Les Vouanyamouézi donnent à l’Être suprême le nom de Miringou. Celui-ci est pour eux le créateur de toutes choses et le dispensateur des richesses. Ils l’invoquent rarement et ne lui adressent leurs prières que pour lui demander un accroissement de fortune.

Si un de leurs parents vient à mourir, ils vous disent : « Le Miringou l’a pris ; » ou bien : « Il est perdu, c’est l’œuvre du Miringou. » Le ton de frayeur respectueuse dont ils profèrent ces mots annonce qu’à leurs yeux le fait est surnaturel.

« La jeune fille peut-elle oublier sa toilette ? » dit le proverbe. Dans l’Ounyamouézi il parait que non. Du jour où elle peut dire mama, sa parure est l’objet de sa constante sollicitude. Elle se plaît à regarder les jolis rangs de perles vertes, jaunes, rouges et blanches que fait si bien ressortir la sombre teinte de ses petits bras. Elle aime à enrouler sur ses doigts les grands colliers de perles diverses qui lui couvrent la poitrine, ou bien à jouer avec ceux qu’elle a autour de la taille ; elle les met dans ses cheveux, et se montre radieuse quand on lui dit que cela lui va bien. Son rêve est d’avoir une ceinture en fil de laiton, alors même que cette brillante spirale n’a pas de vêtements à retenir. Elle attend son mariage avec impatience, afin de posséder un morceau d’étoffe dont elle se drapera le corps, et de pouvoir donner ses volailles aux Arabes, en échange du clinquant dont ils disposent.

Les réunions que forment entre elles les dames anglo-saxonnes, pour prendre le thé, sont d’antique origine. Elles étaient en vogue dans l’ancienne Égypte, sous le règne des Pharaons. Qui donc en voyant les peintures murales de Memphis-la-Retrouvée, n’a remarqué les cercles féminins qu’elles représentent ? J’ai vu ce genre de symposia en Abyssinie, contrée où les anciens usages sont excessivement tenaces. L’Ounyamouézi offre le même spectacle ; et j’ai rarement contemplé des visages exprimant un bonheur aussi parfait que ceux des femmes d’un tembé kinyamouézi, réunies au coucher du soleil pour s’entretenir des événements du jour.

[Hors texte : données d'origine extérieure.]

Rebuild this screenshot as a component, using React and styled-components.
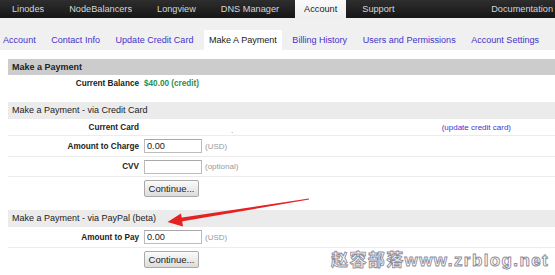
import React from "react";
import styled, { createGlobalStyle } from "styled-components";

const Global = createGlobalStyle`
  html, body { margin: 0; padding: 0; background: #fff; }
  body { width: 555px; height: 275px; overflow: hidden; font-family: "Liberation Sans", Arial, sans-serif; }
`;

const Page = styled.div`
  position: relative;
  width: 555px;
  height: 275px;
  overflow: hidden;
  background: #fff;
`;

const TopBar = styled.div`
  display: flex;
  height: 18px;
  padding-left: 3px;
  gap: 7px;
  background: linear-gradient(#2e2e2e, #161616);
`;

const TopTab = styled.div`
  display: flex;
  align-items: center;
  padding: 0 9px 1px;
  font-size: 9.2px;
  color: ${(p) => (p.$active ? "#1a1a1a" : "#d6d6d6")};
  background: ${(p) => (p.$active ? "linear-gradient(#fafafa, #eeeeee)" : "transparent")};
  margin-left: ${(p) => (p.$right ? "auto" : "0")};
  padding-right: ${(p) => (p.$right ? "2px" : "9px")};
  white-space: nowrap;
`;

const SubNav = styled.div`
  display: flex;
  align-items: flex-end;
  height: 32px;
  background: #f0f0f0;
  gap: 5.5px;
`;

const SubTab = styled.div`
  height: 20px;
  line-height: 20px;
  padding: 0 5px;
  font-size: 9.05px;
  color: ${(p) => (p.$active ? "#1a1a1a" : "#4433cc")};
  background: ${(p) => (p.$active ? "#ffffff" : "transparent")};
  white-space: nowrap;
  &:first-child { padding-left: 3px; }
`;

const Content = styled.div`
  padding: 9px 0 0 8px;
`;

const Section = styled.div`
  margin-bottom: ${(p) => p.$mb || 0}px;
`;

const Header = styled.div`
  height: ${(p) => (p.$strong ? 16 : 17)}px;
  line-height: ${(p) => (p.$strong ? 16 : 17)}px;
  padding-left: 4px;
  font-size: 9px;
  font-weight: ${(p) => (p.$strong ? "bold" : "normal")};
  color: #222;
  background: ${(p) => (p.$strong ? "#cccccc" : "#ebebeb")};
`;

const Row = styled.div`
  display: grid;
  grid-template-columns: 131px 1fr;
  column-gap: 5px;
  align-items: center;
  min-height: ${(p) => p.$h || 20}px;
  border-bottom: ${(p) => (p.$line ? "1px solid #ececec" : "none")};
`;

const Label = styled.div`
  text-align: right;
  font-size: 8.2px;
  font-weight: bold;
  color: #222;
`;

const Value = styled.div`
  display: flex;
  align-items: center;
  font-size: 8.2px;
  color: #222;
`;

const Green = styled.span`
  font-weight: bold;
  color: #2a8f4f;
`;

const Dot = styled.span`
  margin-left: 87px;
  margin-top: 6px;
  font-size: 8px;
  color: #777;
`;

const SmallLink = styled.span`
  margin-left: auto;
  margin-right: 44px;
  font-size: 8px;
  color: #4433cc;
`;

const Input = styled.input`
  box-sizing: border-box;
  width: 58px;
  height: 14px;
  margin: 0;
  padding: 0 2px;
  border: 1px solid #bcbcbc;
  border-top-color: #a8a8a8;
  font-family: "Liberation Sans", Arial, sans-serif;
  font-size: 9.2px;
  color: #222;
  outline: none;
`;

const Hint = styled.span`
  margin-left: 3px;
  font-size: 8px;
  color: #9a9a9a;
`;

const ButtonCell = styled.div`
  grid-column: 2;
  display: flex;
  padding: 3px 0;
`;

const Button = styled.button`
  box-sizing: border-box;
  width: 55px;
  height: 17px;
  padding: 0;
  border: 1px solid #a9a9a9;
  border-radius: 2px;
  background: linear-gradient(#fbfbfb, #dcdcdc);
  font-family: "Liberation Sans", Arial, sans-serif;
  font-size: 9.5px;
  color: #222;
`;

const ArrowSvg = styled.svg`
  position: absolute;
  left: 0;
  top: 0;
  pointer-events: none;
`;

const Watermark = styled.div`
  position: absolute;
  left: 331px;
  top: 251px;
  font-family: "Liberation Sans", "Noto Sans CJK SC", sans-serif;
  font-size: 17px;
  font-weight: bold;
  letter-spacing: 1.4px;
  color: #ffffff;
  -webkit-text-stroke: 0.9px #8c8c9c;
  white-space: nowrap;
  line-height: 20px;
`;

const topTabs = ["Linodes", "NodeBalancers", "Longview", "DNS Manager", "Account", "Support"];
const subTabs = ["Account", "Contact Info", "Update Credit Card", "Make A Payment", "Billing History", "Users and Permissions", "Account Settings"];

export default function App() {
  return (
    <Page>
      <Global />
      <TopBar>
        {topTabs.map((t) => (
          <TopTab key={t} $active={t === "Account"}>{t}</TopTab>
        ))}
        <TopTab $right>Documentation</TopTab>
      </TopBar>
      <SubNav>
        {subTabs.map((t) => (
          <SubTab key={t} $active={t === "Make A Payment"}>{t}</SubTab>
        ))}
      </SubNav>
      <Content>
        <Section $mb={10}>
          <Header $strong>Make a Payment</Header>
          <Row $h={17}>
            <Label>Current Balance</Label>
            <Value><Green>$40.00 (credit)</Green></Value>
          </Row>
        </Section>
        <Section $mb={10}>
          <Header>Make a Payment - via Credit Card</Header>
          <Row $h={16} $line>
            <Label>Current Card</Label>
            <Value><Dot>.</Dot><SmallLink>(update credit card)</SmallLink></Value>
          </Row>
          <Row $line>
            <Label>Amount to Charge</Label>
            <Value><Input defaultValue="0.00" /><Hint>(USD)</Hint></Value>
          </Row>
          <Row $line $h={19}>
            <Label>CVV</Label>
            <Value><Input defaultValue="" /><Hint>(optional)</Hint></Value>
          </Row>
          <Row>
            <ButtonCell><Button>Continue...</Button></ButtonCell>
          </Row>
        </Section>
        <Section>
          <Header>Make a Payment - via PayPal (beta)</Header>
          <Row $line>
            <Label>Amount to Pay</Label>
            <Value><Input defaultValue="0.00" /><Hint>(USD)</Hint></Value>
          </Row>
          <Row>
            <ButtonCell><Button>Continue...</Button></ButtonCell>
          </Row>
        </Section>
      </Content>
      <ArrowSvg width="555" height="275" viewBox="0 0 555 275">
        <polygon points="309,198.5 309,199.6 181.3,221.6 180.6,217.8" fill="#e52222" />
        <polygon points="167.5,222 181,213.5 183,226.5" fill="#e52222" />
      </ArrowSvg>
      <Watermark>赵容部落www.zrblog.net</Watermark>
    </Page>
  );
}
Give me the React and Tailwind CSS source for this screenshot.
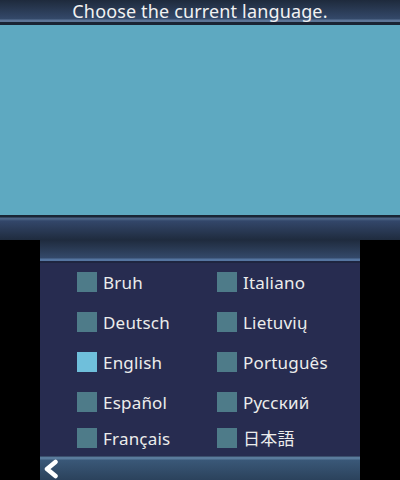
import React from "react";

const left = [
  { label: "Bruh" },
  { label: "Deutsch" },
  { label: "English", selected: true },
  { label: "Español" },
  { label: "Français" },
];
const right = [
  { label: "Italiano" },
  { label: "Lietuvių" },
  { label: "Português" },
  { label: "Русский" },
  { label: "日本語" },
];

function Item({ label, selected, className = "" }) {
  return (
    <div className={`flex items-center h-[20px] ${className}`}>
      <div className={`w-[20px] h-[20px] shrink-0 ${selected ? "bg-[#6fbfdb]" : "bg-[#4e7b89]"}`} />
      <span className="ml-[6px] text-[17px] leading-none text-[#ececec] whitespace-nowrap tracking-[0.2px]">{label}</span>
    </div>
  );
}

function Column({ items, className }) {
  return (
    <div className={`flex flex-col ${className}`}>
      {items.map((it, i) => (
        <Item
          key={it.label}
          {...it}
          className={i === 0 ? "" : i === 4 ? "mt-[16px]" : "mt-[20px]"}
        />
      ))}
    </div>
  );
}

export default function App() {
  return (
    <div
      className="w-[400px] h-[480px] flex flex-col bg-black overflow-hidden"
      style={{ fontFamily: '"Noto Sans", "Noto Sans CJK JP", sans-serif' }}
    >
      {/* Top screen */}
      <div className="h-[240px] flex flex-col">
        <div className="h-[25px] flex items-start justify-center bg-[linear-gradient(to_bottom,#1e2a3c_0px,#34496a_19px,#5d7596_20px,#5d7596_22px,#1a2434_22px,#1a2434_25px)]">
          <span className="text-[18px] leading-[22px] tracking-[0.15px] text-[#f2f2f2]">Choose the current language.</span>
        </div>
        <div className="flex-1 bg-[#5ea9c1]" />
        <div className="h-[25px] bg-[linear-gradient(to_bottom,#1a2636_0px,#1a2636_2px,#4b6385_3px,#4b6385_4px,#33476a_6px,#1f2b3e_25px)]" />
      </div>
      {/* Bottom screen */}
      <div className="h-[240px] flex">
        <div className="w-[40px] bg-black" />
        <div className="w-[320px] flex flex-col bg-[#272c50]">
          <div className="h-[23px] bg-[linear-gradient(to_bottom,#1f2b3e_0px,#34496a_18px,#5575a0_19px,#5575a0_21px,#1e2540_21px,#1e2540_23px)]" />
          <div className="flex-1 flex pt-[9px]">
            <Column items={left} className="ml-[37px] w-[140px]" />
            <Column items={right} className="" />
          </div>
          <div className="h-[24px] relative bg-[linear-gradient(to_bottom,#1e2540_0px,#5a7b9c_1px,#5a7b9c_3px,#3a5878_4px,#2b425c_24px)]">
            <svg className="absolute left-[2px] top-[3px]" width="18" height="20" viewBox="0 0 18 20">
              <path d="M13.5 3 L5 10 L13.5 17" fill="none" stroke="#ffffff" strokeWidth="4.5" strokeLinecap="round" strokeLinejoin="round" />
            </svg>
          </div>
        </div>
        <div className="w-[40px] bg-black" />
      </div>
    </div>
  );
}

Chacune, assise sur un petit escabeau, a près d’elle sa fille, plus ou moins adolescente, qui, pendant que ces dames babillent et fument, emploie ses doigts agiles à convertir la chevelure maternelle en séries nombreuses de petites nattes et de tire-bouchons. Les plus âgées entament la causette, qui s’expédie avec la volubilité d’un gazouillis d’hirondelles. L’une rapporte que sa vache a tari complètement ; l’autre, combien le Mousoungou lui a payé son lait ; celle-ci raconte ce qui lui est arrivé en piochant ; celle-là trouve étonnant que son mari ne soit pas revenu de la résidence du mtémi, où il est allé vendre du grain, etc., etc.

Tandis que les femmes se livrent à la joie de cet innocent bavardage, les pères de famille sont au club des jeunes gens, dans un endroit où le prix des marchandises et la politique du canton sont discutés avec non moins de pénétration et de sens que pareils sujets peuvent l’être en pays civilisés.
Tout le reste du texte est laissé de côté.